Face aux bioplastiques, la technologie dite « oxo-biodégradable » a pris de l’avance et est en passe de s’imposer dans le paysage africain. Le japonais P-Life, l’américain EPI ou encore le britannique Symphony Plastics sont en course pour rafler les marchés du continent. Leur solution, présentée comme quasi miraculeuse, est un additif chimique qui s’incorpore à hauteur de 1 % dans le plastique et permet de casser la chaîne moléculaire au bout de une à trois années. Conséquence : le sac jeté en pleine nature se décompose. Il serait complètement absorbé par les micro-organismes présents dans le sol ou l’eau. Le marché potentiel pour cette substance sur le continent dépasserait les 330 millions d’euros par an.
Premiers pas
Au Maroc – 3 milliards de sacs en plastique par an –, Symphony Plastics a ainsi remporté un marché annuel de 1 million d’euros.

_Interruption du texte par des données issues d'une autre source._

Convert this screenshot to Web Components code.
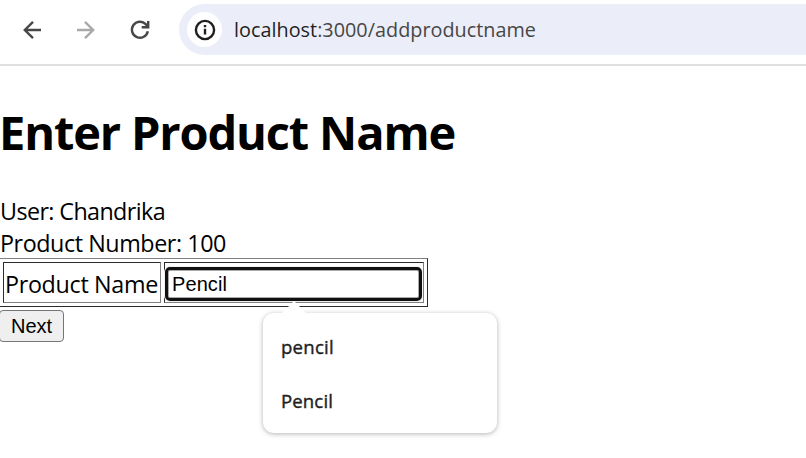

Depuis une année, le groupe Label’Vie, qui détient la franchise Carrefour au Maroc, a adopté sa technologie pour produire ses sacs. « Le surcoût final est de 10 % à 15 % maximum », explique Philippe Michon, représentant pour l’Afrique de la société cotée au London Stock Exchange.
Difficile de remplacer un matériau solide, étanche et sans danger pour la santé.
L’oxo-biodégradable séduit. Des entreprises au Cameroun et en Côte d’Ivoire, au Rwanda et au Gabon figurent parmi les autres clients de Symphony Plastics, pour un chiffre d’affaires africain annuel d’environ 5 millions d’euros. « Un début, estime Philippe Michon, car beaucoup de pays n’en sont qu’au stade de la mise en place d’une législation. » Lors des journées de sensibilisation aux effets néfastes du plastique organisées à Lomé fin mai, la société était présente, se positionnant déjà pour conquérir ce nouveau marché. La compétition ne fait que commencer.